How Israel, U.S. ‘manage’ minority problems

By Ira Sharkansky

Ira Sharkansky
Ira Sharkansky

JERUSALEM–Overlapping events in Jerusalem and Ferguson, Missouri make it timely to consider one of the most sensitive of policy issues in both Israel and the United States, with emerging similarities in European countries that are no longer homogeneous ethnically.

Even the label “managing minorities” will be viewed by some as disparaging, arrogant, or racist. It may be more politically correct to discuss the rights of minorities, and the responses of authorities to their condition, demands, and (whispering to avoid upsetting the sensitive) their violence.

The simple summary is that Israel has better social indicators than the US, even while it has had less time to deal with its minority problem, and is subject to more overt anti-regime sentiment of its minority, supported by considerable aid and incitement from neighboring Palestinians as well as powerful countries in Israel’s region.

Just taking the most recent episodes, Ferguson is more out of control than was Jerusalem at the height of the most recent period of Palestinian violence.

A recent article in the St Louis Post-Dispatch provides a decent portrayal of Arab-Jewish tensions focused on Jerusalem’s Light Rail, which travels through Jewish and Arab neighborhoods.
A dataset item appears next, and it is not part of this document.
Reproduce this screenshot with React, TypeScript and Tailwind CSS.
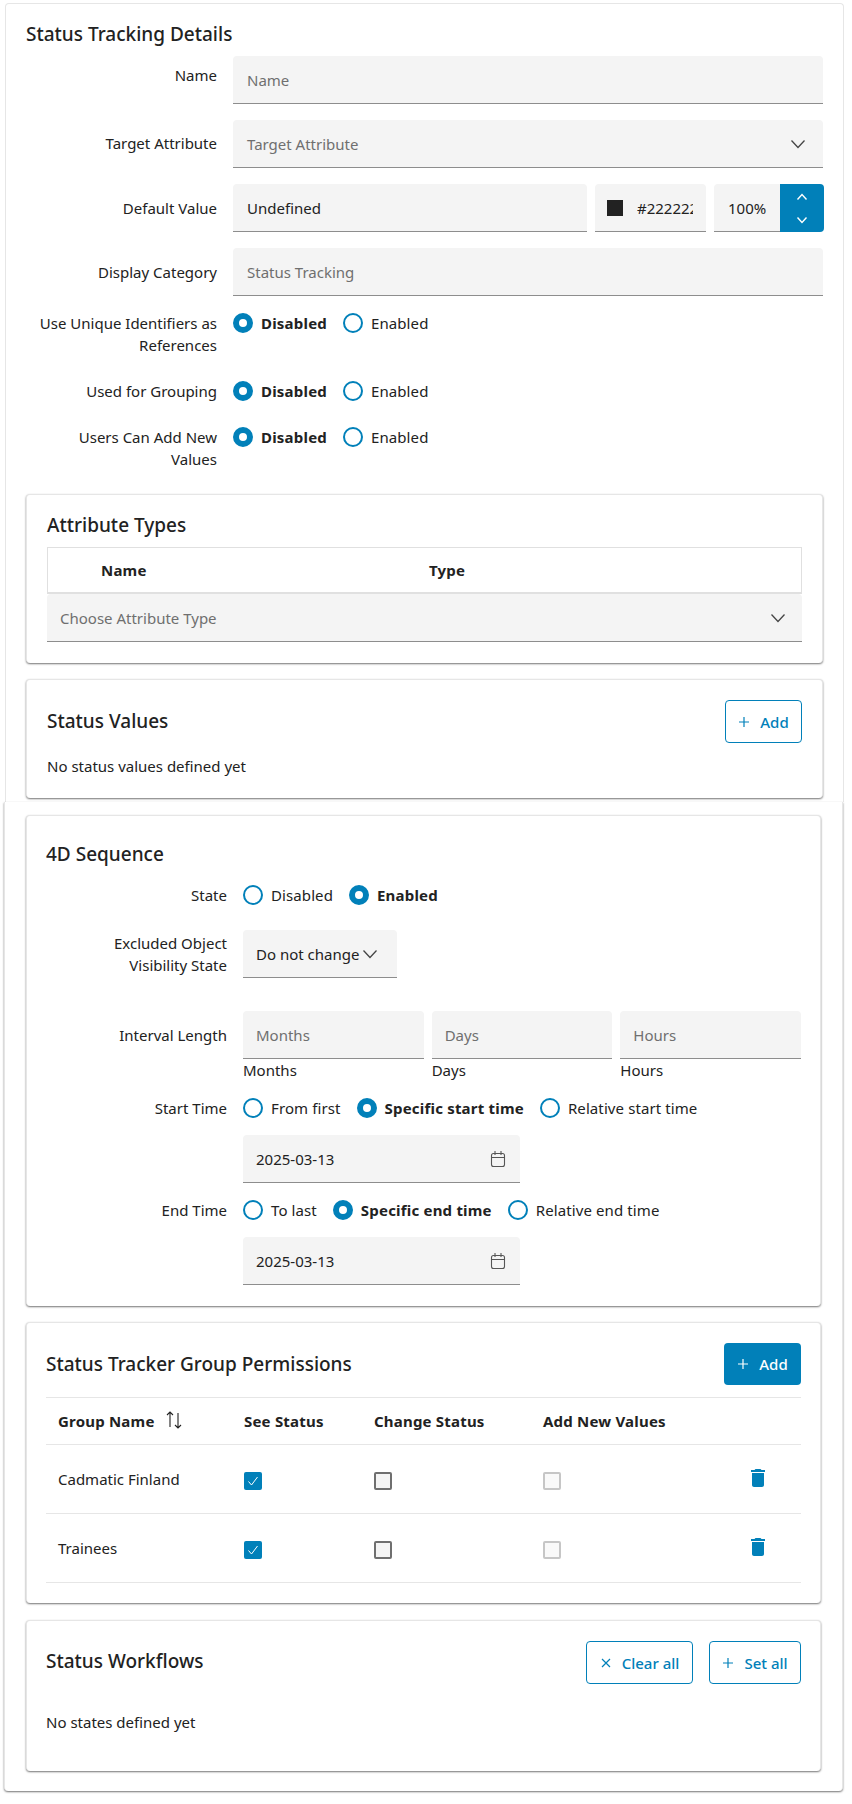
import React from "react";

function Chevron({ className = "" }: { className?: string }) {
  return (
    <svg width="16" height="16" viewBox="0 0 16 16" fill="none" stroke="currentColor" strokeWidth="1.3" className={`shrink-0 ${className}`}>
      <path d="M1.5 4.5 8 11.5l6.5-7" />
    </svg>
  );
}

function Calendar() {
  return (
    <svg width="16" height="18" viewBox="0 0 16 18" fill="none" stroke="#555" strokeWidth="1.1" className="shrink-0">
      <rect x="1.5" y="3.5" width="13" height="13" rx="2" />
      <path d="M1.5 7.5h13M5 1v4M11 1v4" />
    </svg>
  );
}

function Plus() {
  return (
    <svg width="12" height="12" viewBox="0 0 12 12" fill="none" stroke="currentColor" strokeWidth="1.2" className="shrink-0">
      <path d="M6 1v10M1 6h10" />
    </svg>
  );
}

function Times() {
  return (
    <svg width="12" height="12" viewBox="0 0 12 12" fill="none" stroke="currentColor" strokeWidth="1.2" className="shrink-0">
      <path d="M2 2l8 8M10 2l-8 8" />
    </svg>
  );
}

function Trash() {
  return (
    <svg width="24" height="24" viewBox="0 0 24 24" fill="#0180b9" className="-mt-[2px]">
      <path d="M6 19c0 1.1.9 2 2 2h8c1.1 0 2-.9 2-2V7H6v12zM19 4h-3.5l-1-1h-5l-1 1H5v2h14V4z" />
    </svg>
  );
}

function SortIcon() {
  return (
    <svg width="18" height="18" viewBox="0 0 18 18" fill="none" stroke="#222" strokeWidth="1.1" className="shrink-0 -mt-[3px]">
      <path d="M5 16V1M2 4l3-3 3 3M13 2v15M10 14l3 3 3-3" />
    </svg>
  );
}

function Field({ className = "", children }: { className?: string; children: React.ReactNode }) {
  return (
    <div className={`h-[48px] flex items-center bg-[#f4f4f4] border-b border-[#8d8d8d] rounded-t-[4px] px-[14px] ${className}`}>
      {children}
    </div>
  );
}

function Radio({ on, label }: { on?: boolean; label: string }) {
  return (
    <div className="flex items-center gap-[8px] whitespace-nowrap">
      <span className={`w-[20px] h-[20px] rounded-full shrink-0 bg-white border-[#0180b9] ${on ? "border-[6px]" : "border-2"}`} />
      <span className={on ? "font-bold tracking-[0.2px]" : "tracking-[0.1px]"}>{label}</span>
    </div>
  );
}

function Radios({ items }: { items: [string, boolean][] }) {
  return (
    <div className="flex items-center gap-[16px] h-[22px]">
      {items.map(([l, on]) => (
        <Radio key={l} label={l} on={on} />
      ))}
    </div>
  );
}

function Row({ label, children }: { label: React.ReactNode; children: React.ReactNode }) {
  return (
    <div className="flex items-center gap-[16px] mb-[16px]">
      <div className="w-[191px] shrink-0 text-right">{label}</div>
      <div className="flex-1 min-w-0 flex gap-[8px]">{children}</div>
    </div>
  );
}

function RadioRow({ label, items, className = "mb-[24px]" }: { label: React.ReactNode; items: [string, boolean][]; className?: string }) {
  return (
    <div className={`flex items-start gap-[16px] ${className}`}>
      <div className="w-[191px] shrink-0 text-right">{label}</div>
      <Radios items={items} />
    </div>
  );
}

function Card({ className = "", children }: { className?: string; children: React.ReactNode }) {
  return (
    <div className={`bg-white border border-[#e6e6e6] border-b-0 rounded-[4px] shadow-[0_1px_2px_rgba(0,0,0,0.55)] ${className}`}>
      {children}
    </div>
  );
}

function Outline({ icon, label, className = "" }: { icon: React.ReactNode; label: string; className?: string }) {
  return (
    <button className={`h-[43px] flex items-center justify-center gap-[10px] rounded-[4px] border border-[#0180b9] text-[#0180b9] font-medium ${className}`}>
      {icon}
      {label}
    </button>
  );
}

function S4Row({ label, children, className = "" }: { label: React.ReactNode; children: React.ReactNode; className?: string }) {
  return (
    <div className={`flex gap-[16px] ${className}`}>
      <div className="w-[181px] shrink-0 text-right">{label}</div>
      <div className="flex-1 min-w-0">{children}</div>
    </div>
  );
}

function Check({ state }: { state: "on" | "off" | "disabled" }) {
  if (state === "on")
    return (
      <span className="mt-[3px] w-[18px] h-[18px] rounded-[2px] bg-[#0180b9] flex items-center justify-center">
        <svg width="12" height="12" viewBox="0 0 12 12" fill="none" stroke="#fff" strokeWidth="1">
          <path d="M1.5 6.5l3 3.5 6-8" />
        </svg>
      </span>
    );
  if (state === "off") return <span className="mt-[3px] block w-[18px] h-[18px] rounded-[2px] border-2 border-[#6f6f6f] bg-[#f4f4f4]" />;
  return <span className="mt-[3px] block w-[18px] h-[18px] rounded-[2px] border-2 border-[#c6c6c6] bg-[#f9f9f9]" />;
}

function PermRow({ name }: { name: string }) {
  return (
    <div className="grid grid-cols-[186px_130px_169px_203px_1fr] h-[69px] border-b border-[#e6e6e6] items-center pl-[12px]">
      <span>{name}</span>
      <Check state="on" />
      <Check state="off" />
      <Check state="disabled" />
      <Trash />
    </div>
  );
}

export default function App() {
  return (
    <div className="min-h-[1804px] bg-white pt-[3px] text-[15px] leading-[22px] text-[#222222] font-['Noto_Sans',sans-serif]">
      <div className="ml-[5px] w-[839px] bg-white border border-[#e6e6e6] border-b-0 rounded-t-[4px] px-[20px] pb-[4px]">
        <h2 className="text-[19px] leading-[24px] font-medium pt-[18px] pb-[10px]">Status Tracking Details</h2>

        <div className="flex gap-[16px] mb-[16px]">
          <div className="w-[191px] shrink-0 text-right pt-[8px]">Name</div>
          <Field className="flex-1 text-[#6f6f6f]">Name</Field>
        </div>
        <Row label={<span className="block -mt-[2px]">Target Attribute</span>}>
          <Field className="flex-1 justify-between text-[#6f6f6f] pr-[17px]">
            Target Attribute
            <Chevron className="text-[#444]" />
          </Field>
        </Row>
        <Row label="Default Value">
          <Field className="w-[354px] shrink-0">Undefined</Field>
          <Field className="w-[111px] shrink-0 pl-[12px] pr-[13px] gap-[14px] overflow-hidden">
            <span className="w-[16px] h-[16px] bg-[#222222] shrink-0" />
            <span className="overflow-hidden whitespace-nowrap">#222222</span>
          </Field>
          <div className="flex-1 flex h-[48px]">
            <Field className="flex-1 rounded-tr-none">100%</Field>
            <div className="w-[44px] bg-[#0180b9] rounded-r-[4px] flex flex-col items-center justify-center gap-[9px] text-white">
              <svg width="12" height="14" viewBox="0 0 12 14" fill="none" stroke="currentColor" strokeWidth="1.4"><path d="M1.5 9.5 6 4.5l4.5 5" /></svg>
              <svg width="12" height="14" viewBox="0 0 12 14" fill="none" stroke="currentColor" strokeWidth="1.4"><path d="M1.5 4.5 6 9.5l4.5-5" /></svg>
            </div>
          </div>
        </Row>
        <Row label="Display Category">
          <Field className="flex-1 text-[#6f6f6f]">Status Tracking</Field>
        </Row>

        <RadioRow label={<>Use Unique Identifiers as<br />References</>} items={[["Disabled", true], ["Enabled", false]]} />
        <RadioRow label="Used for Grouping" items={[["Disabled", true], ["Enabled", false]]} />
        <RadioRow label={<>Users Can Add New<br />Values</>} items={[["Disabled", true], ["Enabled", false]]} />

        <Card className="h-[169px] px-[20px] pt-[18px] mb-[16px]">
          <h3 className="text-[19px] leading-[24px] font-medium mb-[10px]">Attribute Types</h3>
          <div className="border border-[#e0e0e0] border-b-2 h-[47px] grid grid-cols-[328px_1fr] items-center pl-[53px] font-bold tracking-[0.2px]">
            <span>Name</span>
            <span>Type</span>
          </div>
          <Field className="h-[47px] justify-between text-[#6f6f6f] rounded-none pl-[13px] pr-[16px]">
            Choose Attribute Type
            <Chevron className="text-[#444]" />
          </Field>
        </Card>

        <Card className="h-[119px] px-[20px] pt-[20px]">
          <div className="flex items-center justify-between h-[43px]">
            <h3 className="text-[19px] leading-[24px] font-medium -mt-[2px]">Status Values</h3>
            <Outline icon={<Plus />} label="Add" className="w-[77px]" />
          </div>
          <p className="mt-[12px]">No status values defined yet</p>
        </Card>
      </div>

      <div className="ml-[4px] w-[839px] bg-white border-x border-[#e6e6e6] rounded-b-[4px] shadow-[0_1px_2px_rgba(0,0,0,0.55)] px-[21px] pt-[13px] pb-[20px]">
        <Card className="h-[491px] px-[19px] pt-[26px] mb-[16px]">
          <h3 className="text-[19px] leading-[24px] font-medium mb-[18px]">4D Sequence</h3>
          <S4Row label="State" className="mb-[24px]">
            <Radios items={[["Disabled", false], ["Enabled", true]]} />
          </S4Row>
          <S4Row label={<>Excluded Object<br />Visibility State</>} className="mb-[33px] items-center">
            <Field className="w-[154px] gap-[3px] pl-[13px] pr-0 whitespace-nowrap">
              Do not change
              <Chevron className="text-[#444]" />
            </Field>
          </S4Row>
          <S4Row label={<span className="block pt-[13px]">Interval Length</span>} className="mb-[16px]">
            <div className="grid grid-cols-3 gap-[8px]">
              {["Months", "Days", "Hours"].map((t) => (
                <div key={t}>
                  <Field className="text-[#6f6f6f] pl-[13px]">{t}</Field>
                  <div>{t}</div>
                </div>
              ))}
            </div>
          </S4Row>
          <S4Row label="Start Time" className="mb-[16px]">
            <Radios items={[["From first", false], ["Specific start time", true], ["Relative start time", false]]} />
            <Field className="w-[277px] mt-[16px] justify-between pl-[13px] pr-[14px]">
              2025-03-13
              <Calendar />
            </Field>
          </S4Row>
          <S4Row label="End Time">
            <Radios items={[["To last", false], ["Specific end time", true], ["Relative end time", false]]} />
            <Field className="w-[277px] mt-[16px] justify-between pl-[13px] pr-[14px]">
              2025-03-13
              <Calendar />
            </Field>
          </S4Row>
        </Card>

        <Card className="h-[281px] px-[19px] pt-[20px] mb-[17px]">
          <div className="flex items-center justify-between h-[42px] mb-[12px]">
            <h3 className="text-[19px] leading-[24px] font-medium">Status Tracker Group Permissions</h3>
            <button className="h-[42px] w-[77px] flex items-center justify-center gap-[10px] rounded-[4px] bg-[#0180b9] text-white font-medium">
              <Plus />
              Add
            </button>
          </div>
          <div className="grid grid-cols-[186px_130px_169px_203px_1fr] h-[48px] border-y border-[#e6e6e6] items-center pl-[12px] font-bold tracking-[0.2px]">
            <span className="flex items-center gap-[10px]">
              Group Name
              <SortIcon />
            </span>
            <span>See Status</span>
            <span>Change Status</span>
            <span>Add New Values</span>
          </div>
          <PermRow name="Cadmatic Finland" />
          <PermRow name="Trainees" />
        </Card>

        <Card className="h-[151px] px-[19px] pt-[20px]">
          <div className="flex items-center justify-between h-[43px]">
            <h3 className="text-[19px] leading-[24px] font-medium -mt-[3px]">Status Workflows</h3>
            <div className="flex gap-[16px]">
              <Outline icon={<Times />} label="Clear all" className="w-[107px]" />
              <Outline icon={<Plus />} label="Set all" className="w-[92px]" />
            </div>
          </div>
          <p className="mt-[27px]">No states defined yet</p>
        </Card>
      </div>
    </div>
  );
}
I’m a frequent rider of Jerusalem’s Light Rail. I have more often noticed comity than antagonism among the mixture of Arabs and Jews always on the train. I’ll avoid making a comparative analysis by passing through an African American area of St. Louis.
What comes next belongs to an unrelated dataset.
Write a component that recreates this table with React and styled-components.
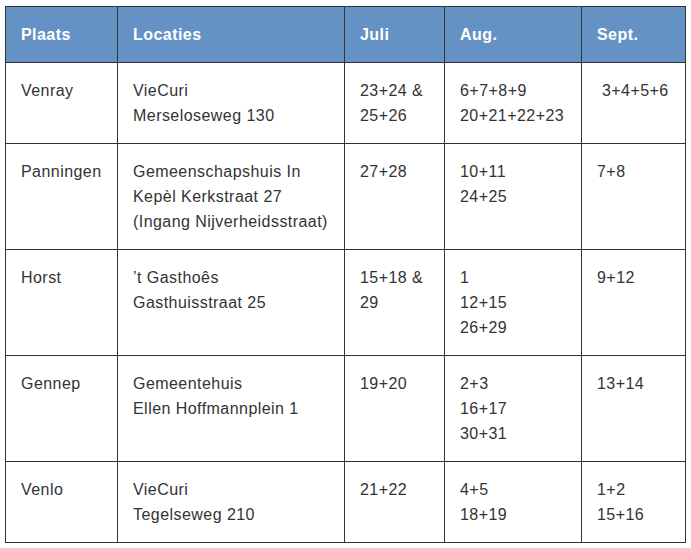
import { createGlobalStyle } from 'styled-components';
import styled from 'styled-components';

const GlobalStyle = createGlobalStyle`
  body {
    margin: 0;
    background: #fff;
    font-family: "Liberation Sans", Arial, Helvetica, sans-serif;
  }
`;

const Page = styled.div`
  padding: 6px 0 0 5px;
`;

const Table = styled.table`
  border-collapse: collapse;
  table-layout: fixed;
  width: 680px;
  border: 1px solid #333;
  font-size: 16px;
  line-height: 25px;
  letter-spacing: 0.45px;
  color: #333;
`;

const Col = styled.col`
  width: ${(p) => p.$w}px;
`;

const HeadCell = styled.th`
  background: #6592c5;
  color: #fff;
  font-weight: bold;
  text-align: left;
  vertical-align: top;
  padding: 15px 15px;
  border: 1px solid #333;
`;

const Cell = styled.td`
  vertical-align: top;
  padding: 15px 15px;
  border: 1px solid #333;
`;

const widths = [112, 227, 100, 137, 104];
const headers = ['Plaats', 'Locaties', 'Juli', 'Aug.', 'Sept.'];

const rows = [
  ['Venray', ['VieCuri', 'Merseloseweg 130'], ['23+24 & 25+26'], ['6+7+8+9', '20+21+22+23'], ['\u00a03+4+5+6']],
  ['Panningen', ['Gemeenschapshuis In Kepèl Kerkstraat 27 (Ingang Nijverheidsstraat)'], ['27+28'], ['10+11', '24+25'], ['7+8']],
  ['Horst', ['\u2019t Gasthoês', 'Gasthuisstraat 25'], ['15+18 & 29'], ['1', '12+15', '26+29'], ['9+12']],
  ['Gennep', ['Gemeentehuis', 'Ellen Hoffmannplein 1'], ['19+20'], ['2+3', '16+17', '30+31'], ['13+14']],
  ['Venlo', ['VieCuri', 'Tegelseweg 210'], ['21+22'], ['4+5', '18+19'], ['1+2', '15+16']],
];

function Lines({ items }) {
  return items.map((t, i) => (
    <span key={i}>
      {i > 0 && <br />}
      {t}
    </span>
  ));
}

export default function App() {
  return (
    <Page>
      <GlobalStyle />
      <Table>
        <colgroup>
          {widths.map((w, i) => <Col key={i} $w={w} />)}
        </colgroup>
        <thead>
          <tr>
            {headers.map((h) => <HeadCell key={h}>{h}</HeadCell>)}
          </tr>
        </thead>
        <tbody>
          {rows.map(([place, ...rest]) => (
            <tr key={place}>
              <Cell>{place}</Cell>
              {rest.map((items, i) => (
                <Cell key={i}><Lines items={items} /></Cell>
              ))}
            </tr>
          ))}
        </tbody>
      </Table>
    </Page>
  );
}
While the United States has been dealing with its prominent minority since Emancipation in the mid-1860s, or since the onset of slavery centuries earlier, Israel has had much less time to accommodate itself to a restive Arab minority.

While both minorities score lower than the majorities on economic and social indicators, there are profound differences stemming from the histories and cultures of each country and each minority, as well as the nature of government in each country.

The antagonisms of Israel’s minority reflect both nationalism and religion. The American problem is the dismal condition of African Americans on a host of social indicators, despite the progress achieved since the end of state enforced segregation, the onset of Affirmative Action, and the family currently resident in the White House.

A great deal of the difference stems from the contrasting cultures and family structure.

While two-thirds or more of African American teenagers have no father, the incidence among Israeli Arabs and Palestinians is close to zero. The reason is problematic, but serves to minimize rampant criminality and violence. Young Arab girls who even look the wrong way at a young man not approved by their father may be killed by a brother. The chance of becoming an unwed teenage mother is small.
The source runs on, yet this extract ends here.